No. It's a market basket of measurements and techniques that you're going to need to get
your hands on this ever-changing fabric. In fact that's an excellent graphic that you've got
I do try.
Yes. So I think you've got to have a variety of tools. You've got to be able to be prepared to
normalize the data that you're collecting so it turns into meaningful
information to help you guide the evolution of your enterprise's fabric.
Right. So we can agree that the network manager, the IT manager, has been having a raw
deal because automation's not been there. Is this going to be just an ongoing problem, we're
just going to keep moving the goal post in terms of where automation is required? What do
I think it's ongoing, but what I see there's a big wave coming out as services like
virtualization and cloud computing are really starting up. I think there's a big wave coming
out that people start investing in automation and try to standardize, simplify and get more
visibility and control. And actually you mentioned four different areas, but I think it's like just
one area. Automation is just transparent to the complete network. And there is also some
interoperability between automation tools for network people, automation tools for service
people, for troubleshooting etc. It's like one big thing.

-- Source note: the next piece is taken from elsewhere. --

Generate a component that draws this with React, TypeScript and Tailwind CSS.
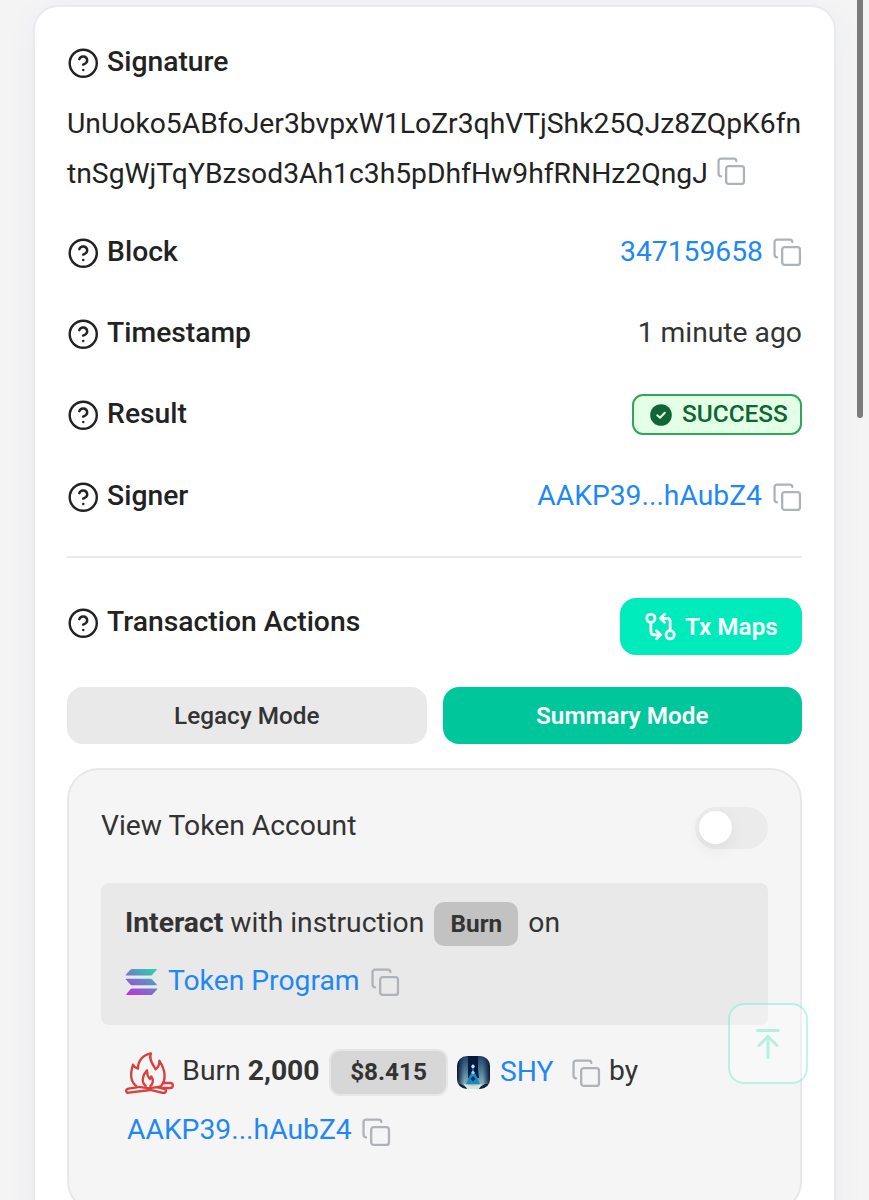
import type { ReactNode } from 'react';
import { ArrowUpToLine, GitCompareArrows } from 'lucide-react';

function HelpIcon() {
  return (
    <svg viewBox="0 0 24 24" fill="none" stroke="currentColor" strokeWidth="1.8" strokeLinecap="round" strokeLinejoin="round" className="mt-[2px] h-[32.5px] w-[32.5px] shrink-0">
      <circle cx="12" cy="12" r="10" />
      <path d="M9.09 9a3 3 0 0 1 5.83 1c0 2-3 3-3 3" />
      <path d="M12 17h.01" />
    </svg>
  );
}

function CopyIcon({ className = '' }: { className?: string }) {
  return (
    <svg viewBox="0 0 24 24" fill="none" stroke="#adb3b9" strokeWidth="1.8" strokeLinecap="round" strokeLinejoin="round" className={'h-[30.5px] w-[30.5px] shrink-0 ' + className}>
      <rect x="8" y="8" width="14" height="14" rx="2" />
      <path d="M4 16c-1.1 0-2-.9-2-2V4c0-1.1.9-2 2-2h10c1.1 0 2 .9 2 2" />
    </svg>
  );
}

function SolanaIcon() {
  return (
    <svg viewBox="0 0 33 26" className="mt-[2px] h-[26px] w-[33px] shrink-0">
      <defs>
        <linearGradient id="sol" gradientUnits="userSpaceOnUse" x1="27" y1="-3" x2="9" y2="29">
          <stop offset="0" stopColor="#1fe0a5" />
          <stop offset="0.5" stopColor="#6a80c8" />
          <stop offset="1" stopColor="#c22fe0" />
        </linearGradient>
      </defs>
      <g fill="url(#sol)">
        <path d="M5.6 .4Q6 0 6.8 0H31.2Q32.3 0 31.6 .9L27 6Q26.5 6.5 25.8 6.5H1.2Q.2 6.5 .9 5.600Z" />
        <path d="M5.600 15.800Q6 16.200 6.800 16.200H31.200Q32.300 16.200 31.600 15.300L27 10.200Q26.500 9.700 25.800 9.700H1.200Q.2 9.700 .9 10.600Z" />
        <path d="M5.600 19.900Q6 19.500 6.800 19.500H31.700Q32.800 19.500 32 20.400L27.400 25.500Q27 26 26.200 26H2Q.8 26 1.500 25Z" />
      </g>
    </svg>
  );
}

function FireIcon() {
  return (
    <svg viewBox="14 36 148 126" fill="none" stroke="#d93f3f" strokeWidth="7" strokeLinecap="round" strokeLinejoin="round" className="mt-[4px] h-[42px] w-[49.3px] shrink-0">
      <path d="M48 138C32 127 28 106 38 74C42 82 46 84 53 86C53 62 68 44 92 40C84 58 98 74 106 88C114 82 118 72 117 62C134 88 140 118 122 138" />
      <path d="M76 138C62 126 66 106 80 91C79 103 83 110 89 117C91 115 93 112 93 109C101 120 98 132 90 138" />
      <path d="M128 129H150C160 129 160 144 150 144H126" />
      <path d="M50 142L24 146C14 148 16 160 26 158L90 150L128 159C138 160 140 149 132 147L112 142M56 141Q86 148 118 140" />
    </svg>
  );
}

function ShyToken() {
  return (
    <svg viewBox="0 0 33 33" className="h-[33px] w-[33px] shrink-0">
      <defs>
        <linearGradient id="shyBg" x1="0" y1="0" x2="0" y2="1">
          <stop offset="0" stopColor="#24466d" />
          <stop offset="0.55" stopColor="#5f97ae" />
          <stop offset="1" stopColor="#bdd6da" />
        </linearGradient>
        <linearGradient id="shySide" x1="0" y1="0" x2="1" y2="0">
          <stop offset="0" stopColor="#0a1735" />
          <stop offset="0.22" stopColor="#0a1735" stopOpacity="0.1" />
          <stop offset="0.78" stopColor="#0a1735" stopOpacity="0.1" />
          <stop offset="1" stopColor="#0a1735" />
        </linearGradient>
        <clipPath id="shyClip"><rect width="33" height="33" rx="10" /></clipPath>
      </defs>
      <g clipPath="url(#shyClip)">
        <rect width="33" height="33" fill="url(#shyBg)" />
        <rect width="33" height="33" fill="url(#shySide)" />
        <path d="M11 0H21V13L22 22H11V13Z" fill="#071a3d" />
        <path d="M16 14L20 21L23 28H9L12 21Z" fill="#168bc2" />
        <path d="M16 8V25" stroke="#2f8fc4" strokeWidth="1.2" />
        <circle cx="16" cy="10.5" r="1.7" fill="#b8e8ff" />
        <circle cx="16" cy="16.5" r="1.6" fill="#8fdcff" />
        <path d="M13.500 23L16 20L18.500 23L16 25.500Z" fill="#0a2a5c" />
        <path d="M0 28H4L9 31H23L28 28H33V33H0Z" fill="#10203f" />
        <path d="M7 28Q16 31 25 28L22 33H10Z" fill="#d7e3e0" />
      </g>
    </svg>
  );
}

function Label({ children }: { children: ReactNode }) {
  return (
    <div className="flex h-[50px] items-center gap-[8px] font-medium text-[#222]">
      <HelpIcon />
      <span>{children}</span>
    </div>
  );
}

function Row({ label, className, children }: { label: string; className: string; children: ReactNode }) {
  return (
    <div className={'-ml-[0.4px] flex h-[50px] items-center justify-between ' + className}>
      <Label>{label}</Label>
      <div className="flex items-center">{children}</div>
    </div>
  );
}

export default function App() {
  return (
    <div className="relative h-[1200px] w-[869px] overflow-hidden bg-[#f4f4f5] pt-[5px] pl-[33px] font-[Roboto,sans-serif] text-[28.28px] leading-[50px] text-[#333]">
      <main className="h-[1300px] w-[803px] rounded-[25px] border-2 border-[#e8eaed] bg-white px-[32px] pt-[30px] shadow-[0_8px_32px_rgba(60,70,110,0.05)]">
        <div className="-ml-[0.4px]">
          <Label>Signature</Label>
        </div>
        <p className="mt-[12px] leading-[49.7px] whitespace-nowrap text-[#222]">
          UnUoko5ABfoJer3bvpxW1LoZr3qhVTjShk25QJz8ZQpK6fn
          <br />
          tnSgWjTqYBzsod3Ah1c3h5pDhfHw9hfRNHz2QngJ
          <CopyIcon className="mb-[8px] ml-[8px] inline-block align-middle" />
        </p>
        <Row label="Block" className="mt-[28.6px]">
          <a className="text-[#1e88f5]">347159658</a>
          <CopyIcon className="mt-[1px] ml-[8.5px]" />
        </Row>
        <Row label="Timestamp" className="mt-[31px]">
          <span>1 minute ago</span>
        </Row>
        <Row label="Result" className="mt-[31px]">
          <span className="flex h-[41px] w-[170px] items-center gap-[10px] rounded-[11px] border-2 border-[#2fa65c] bg-[#e3ffe6] pl-[16px] text-[24.4px] leading-[36px] font-medium text-[#0f6533]">
            <svg viewBox="0 0 22 22" className="mt-px h-[22px] w-[22px]">
              <circle cx="11" cy="11" r="10.8" fill="#0f6533" />
              <path d="M7.2 11.3L10 13.8L14.8 8.8" fill="none" stroke="#e3ffe6" strokeWidth="2" strokeLinecap="round" strokeLinejoin="round" />
            </svg>
            SUCCESS
          </span>
        </Row>
        <Row label="Signer" className="mt-[32px]">
          <a className="text-[#1e88f5]">AAKP39...hAubZ4</a>
          <CopyIcon className="mt-[2px] ml-[9.5px]" />
        </Row>
        <hr className="mt-[35px] border-t-2 border-[#e8eaed]" />
        <div className="mt-[40px] -ml-[0.4px] flex h-[57px] items-start justify-between">
          <div className="-mt-px">
            <Label>Transaction Actions</Label>
          </div>
          <button className="flex h-[57px] w-[182px] items-center gap-[8px] rounded-[16px] bg-[#00ebbb] pl-[24px] text-[24.3px] font-semibold text-white">
            <GitCompareArrows size={33} strokeWidth={2} />
            Tx Maps
          </button>
        </div>
        <div className="mt-[32px] flex gap-[16px] text-[24.3px] leading-[57px] font-semibold">
          <button className="h-[57px] flex-1 rounded-[16px] bg-[#e9e9e9] font-medium">Legacy Mode</button>
          <button className="h-[57px] flex-1 rounded-[16px] bg-[#00c69b] text-white">Summary Mode</button>
        </div>
        <section className="mt-[24px] h-[445px] rounded-[32px] border-2 border-[#e6e8ec] bg-[#f5f5f5] px-[32px] pt-[31px]">
          <div className="flex h-[50px] items-center justify-between">
            <span>View Token Account</span>
            <span className="mt-[3px] flex h-[42px] w-[73px] items-center rounded-full bg-[#ebebeb] pl-[4px]">
              <span className="mb-px h-[33px] w-[33px] rounded-full bg-white shadow-[0_6px_16px_rgba(0,0,0,0.06)]" />
            </span>
          </div>
          <div className="mt-[32px] h-[142px] rounded-[8px] bg-[#e9e9e9] px-[24px] pt-[15px]">
            <div className="flex h-[50px] items-center">
              <span><b>Interact</b> with instruction</span>
              <span className="mt-px mr-[10px] ml-[10px] flex h-[44px] w-[84px] items-center justify-center rounded-[10px] bg-[#c2c2c2] text-[24.3px] font-bold">Burn</span>
              <span>on</span>
            </div>
            <div className="mt-[8px] flex h-[50px] items-center">
              <SolanaIcon />
              <a className="ml-[10px] text-[#1e88f5]">Token Program</a>
              <CopyIcon className="mt-[2px] ml-[10px]" />
            </div>
          </div>
          <div className="mt-[21px] flex h-[50px] items-center pl-[24px]">
            <FireIcon />
            <span className="ml-[8px]">Burn <b>2,000</b></span>
            <span className="mt-[2px] ml-[9.5px] flex h-[47px] w-[119px] items-center justify-center rounded-[11px] border-2 border-[#e4e6e9] bg-[#d7d7d7] text-[24.3px] leading-[40px] font-bold">$8.415</span>
            <span className="mt-[2px] ml-[9px]"><ShyToken /></span>
            <a className="mt-[2px] ml-[10px] text-[#1e88f5]">SHY</a>
            <CopyIcon className="mt-[4px] ml-[17px]" />
            <span className="ml-[8px]">by</span>
          </div>
          <div className="mt-[9px] flex h-[50px] items-center pl-[26px]">
            <a className="text-[#1e88f5]">AAKP39...hAubZ4</a>
            <CopyIcon className="mt-[4px] ml-[9.5px]" />
          </div>
        </section>
      </main>
      <button className="absolute top-[1003px] left-[728px] flex h-[81px] w-[80px] items-center justify-center rounded-[16px] border-2 border-[#00dcaa]/25 bg-white/30 text-[#b5efe0]">
        <ArrowUpToLine size={36} strokeWidth={1.9} />
      </button>
      <div className="absolute top-[-10px] left-[857px] h-[428px] w-[6px] rounded-full bg-[#7b7b7b]" />
    </div>
  );
}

Okay. Any other comments? David.
No I think I agree with both the other panellists on that.
Yes. And if we solve the automation issue, then what happens. Is everyone going to be
happy? And where do you guys make money then? You'll still make money won't you?
We hope so. Maybe we'll go and do what you suggested we should do in the first place,
Camille. I don't know.
Maybe. Any questions from the audience? Otherwise I will say thank you very much to the
panellists. Thank you very much for your contribution. Thank you.